In general, personas are simply contrived projections of how marketers like to imagine their buyers. They become more limiting than empowering. (I contrast this with Adelle Revella’s Buyer Persona process that focuses on how individuals and groups research, evaluate and reach buying decisions. Those insights are quite powerful for B2B revenue growth teams.)

So why are these artifices so prevalent? Because looking at the total addressable market is simply overwhelming. We need some shorthand to help us distill the TAM into a manageable, familiar group for communication.

Personas are simply a shorthand for whom we think we should be talking to. And they’re often wrong.

Intent Data — Insights not Guesses

If personas are fabricated guesses, Contact Level™Intent Data is verified insights.

Rather than creating a contrived fictional character to whom we try to appeal, intent data lets us identify the people who are taking the actions online that we believe manifest intent. Further, it provides granular context so that we can tailor our marketing and sales outreach not based on presumed degrees, gender or offspring, but on the actual business problem they’re trying to solve, outcomes they seek, or competitor with whom they’re engaged.
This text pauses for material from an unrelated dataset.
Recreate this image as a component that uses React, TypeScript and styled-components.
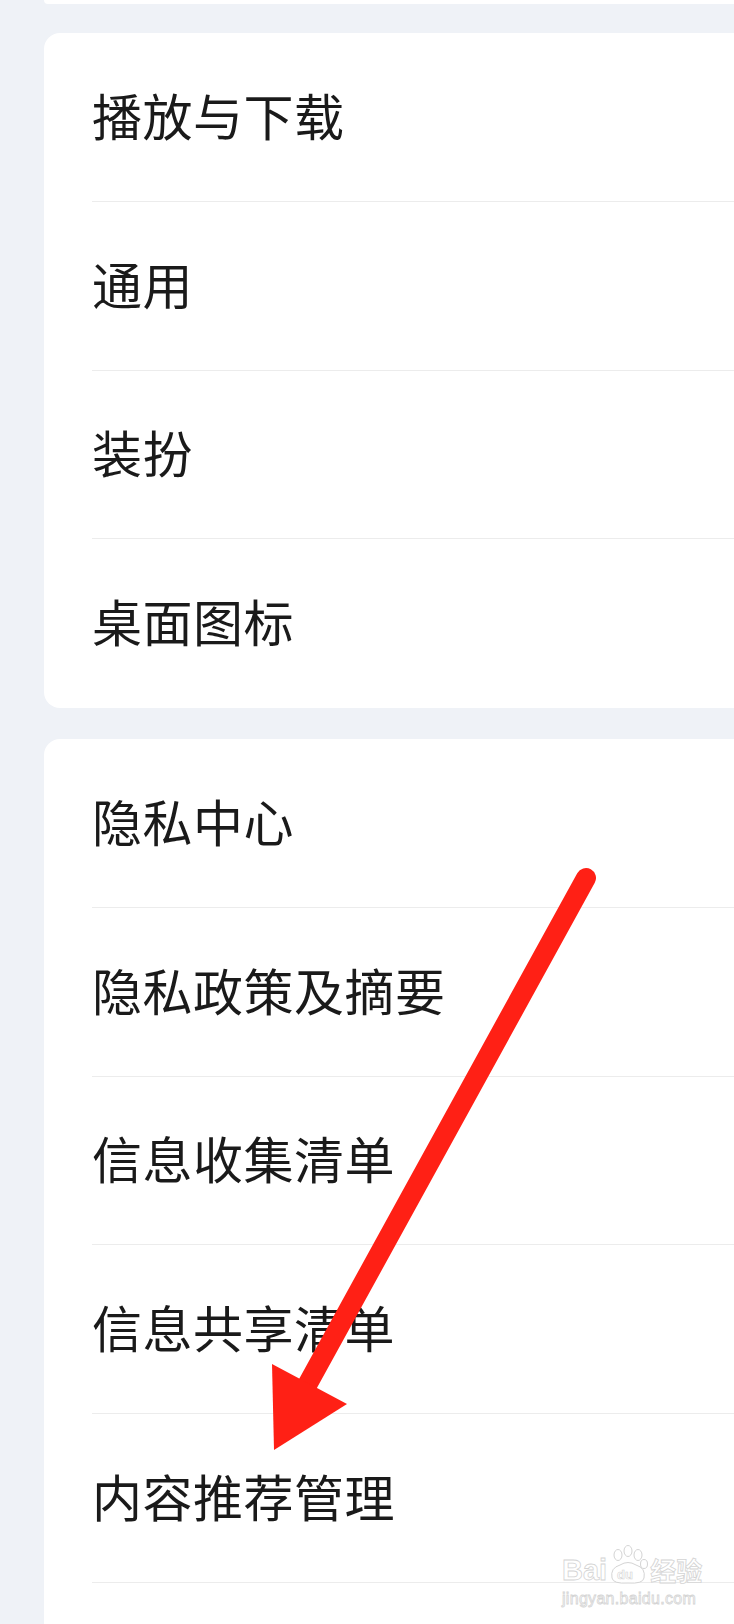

Does this obviate personas? No. In fact, the empathetic aspect of persona creation needs fostering. Many companies fail to create adequate sales enablement content for the various buying perspectives of CEB’s 6.8 member complex buying team. We need to step into the shoes of other pertinent perspectives, not just practice dramatic character creation.

A mid-level digital marketing director will have different priorities than a CMO who will have different priorities than the VP of Customer Success.

When we use personas to target demand gen marketing we create lots of waste.

Waste is unsustainable.

As the economy slows, finance will cut marketing budgets.

Guessing is expensive and inefficient. Programs built on guessing will be cut.

Knowing who’s actively in market provides marketers and sales teams an opportunity for enormous efficiency. The old adage says “I know I’m wasting half my marketing dollars — I just don’t know which half.” Contact level intent data says “I know who’s taking action as though they’re ready to buy, and I know what they’re doing. Let me focus my resources on helping them.”

Intent Data Insights, Not Necessarily Answers

I spend lots of time on various online content regarding intent data. I take lots of actions with that kind of content.

Therefore a casual observation of reverse IP activity or account level surges would likely conclude that I’m researching and perhaps preparing to buy intent data. Of course, that’s absurd. At IntentData.io we sell data and help companies with activation and orchestration. I’m not in the market to buy it.

Often in data sets, we’ll see engagement with competitors or target accounts that we can dismiss as unrelated business development activities. (i.e. A sales leader at a company trying to sell payroll service to a competitor — not an activity that indicates the target is actively looking for intent data. Of course, that would be valuable insight if we were in the payroll services business. Competitive marketing is a great use case for intent data.)

Intent data must be activated effectively and used responsibly. There’s a continuum of content intent and purchase intent.

Marketers who are elastic thinkers naturally intuit the varied use cases and opportunities, in addition to the rigor of analysis they must bring to intent data.

It takes work.

It’s also vastly more efficient than basing costly, complex marketing on poorly informed “persona” assumptions.